Monday, December 05, 2011

Book Review: Ironside, by Holly Black

Photo by Jon Mountjoy

This book is the third in a trilogy and therefore this review will inevitably contain spoilers for the first book, Tithe, and the second, Valiant.

On the darkest day of winter, Roiben will be crowned King of the Unseelie Court, and as terrible and terrifying as the Unseelie Court can be, Kaye can't resist going down to celebrate. Kaye's known that she is a faerie for a few months now, but the ways of the fey, especially the court customs, are mostly a mystery to her.

Just as they are to Cornelius Stone, who is still recovering from his sister's death and the time he spent in the Unseelie Court as the human pet of the former queen's knight, and later king, Nephamael. He's desperate to find out how to protect himself from the fey, so that they can never hurt him or his family again.

But whilst Corny is nervous and prepared, Kaye is rash and wild, and her official declaration of love to Roiben ends with her being given an impossible quest - to find a faerie that can lie. No such creature exists, and so Kaye is forbidden from even speaking to Roiben - a task that proves increasingly difficult as Silarial, Queen of the Seelie Court, is still determined to win the war and rule over Unseelie.

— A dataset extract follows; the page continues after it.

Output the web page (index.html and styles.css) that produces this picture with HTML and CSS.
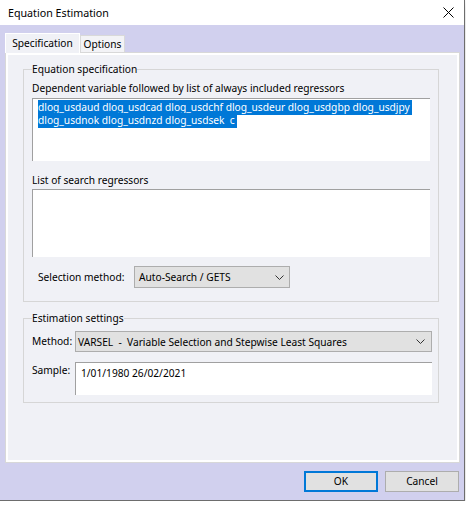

My favourite sequels are those that make me feel like I'm slipping comfortably into a familiar world, and I definitely felt that when I read the first few pages of Ironside. It's difficult to comment on the characterisation and world-building, because most of the characters and many of the locations were introduced in Tithe and Valiant, and Ironside provides more of the same atmosphere. I liked Kaye better, but I still didn't feel that I understood her as much as I understood Corny and Val. However, the plot was fantastic. It was a fun and satisfying conclusion to the trilogy of Modern Faerie Tales, and I was gripped the whole way through.

Although this series had a shaky start, the engrossing world, dark elements, and plot drew me in and kept me interested. I can see why these books, particularly the first one, have had mixed reviews, but if you like dark fantasy, and don't mind teenagers doing things that many adults would disapprove of, I would recommend the Modern Faerie Tales. I'm really looking forward to reading more from Holly Black in the future.